A lot of games do use purchases for in game resources, but avoiding both player frustration at the process, and the pain of “pay to win” systems where spending money gives you an advantage over other players, requires keeping the benefits of cash spending more cosmetic than functional.
GTA Online has done extremely well, providing new free content, which requires players to either actively play the game frequently to earn in game money, or to shell out real money to “short cut” there way to new upgrades and unlocks. Of course, in GTA you buy property and equipment, not character rank and ability, and the vast majority of the content is pretty much just cosmetics.
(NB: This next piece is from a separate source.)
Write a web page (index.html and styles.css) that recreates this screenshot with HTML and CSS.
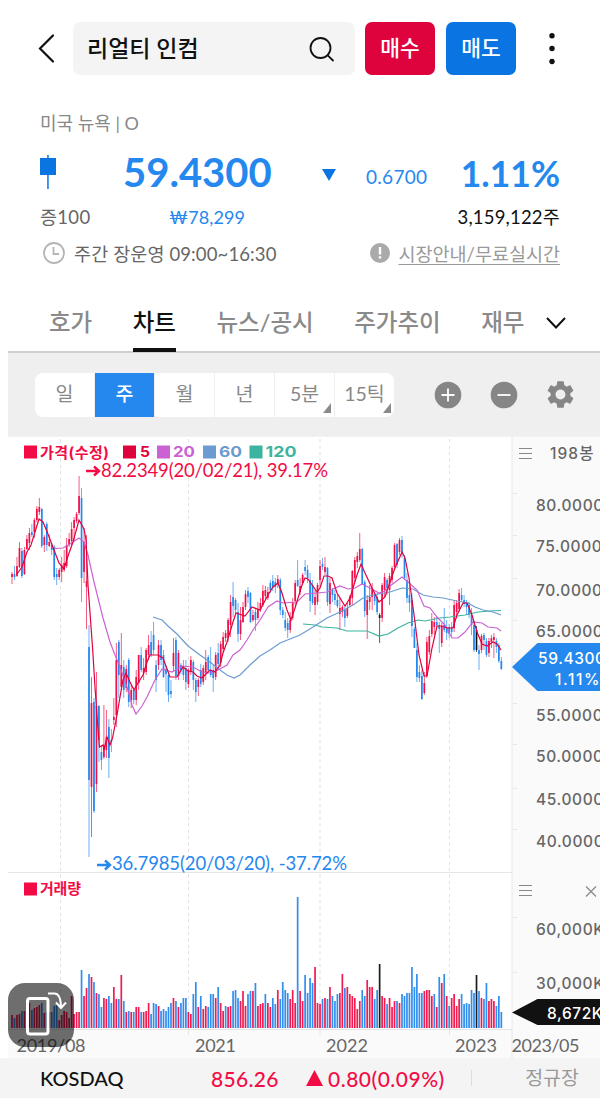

Star Wars is filled with interesting sources of artwork and lore, which could be tapped to make a huge supply of cool cosmetic collectibles if that is what EA wants to try to sell. Players do seem to like collecting rare in-game collectible achievements and items, even if they have no game play benefit. For example, the Dog Tags used in the Battlefield series, just something to show off when you get a kill, and to fill a place in your character screen’s collections.
I’m sure I’m not the only one to come back to the basic idea of game play, task based achievements for character progression. There is a reason that many games, including the 2015 Battlefront and the Battlefield series, use it. I’m also sure that DICE can work out how to apply this to the current Battlefront II in a way that gives players “a new hope” for the life and enjoyment of this game. Star Wars fans deserve to have a game which is as close to perfect as possible, and not one which foolishly tries to exploit its player base to make money.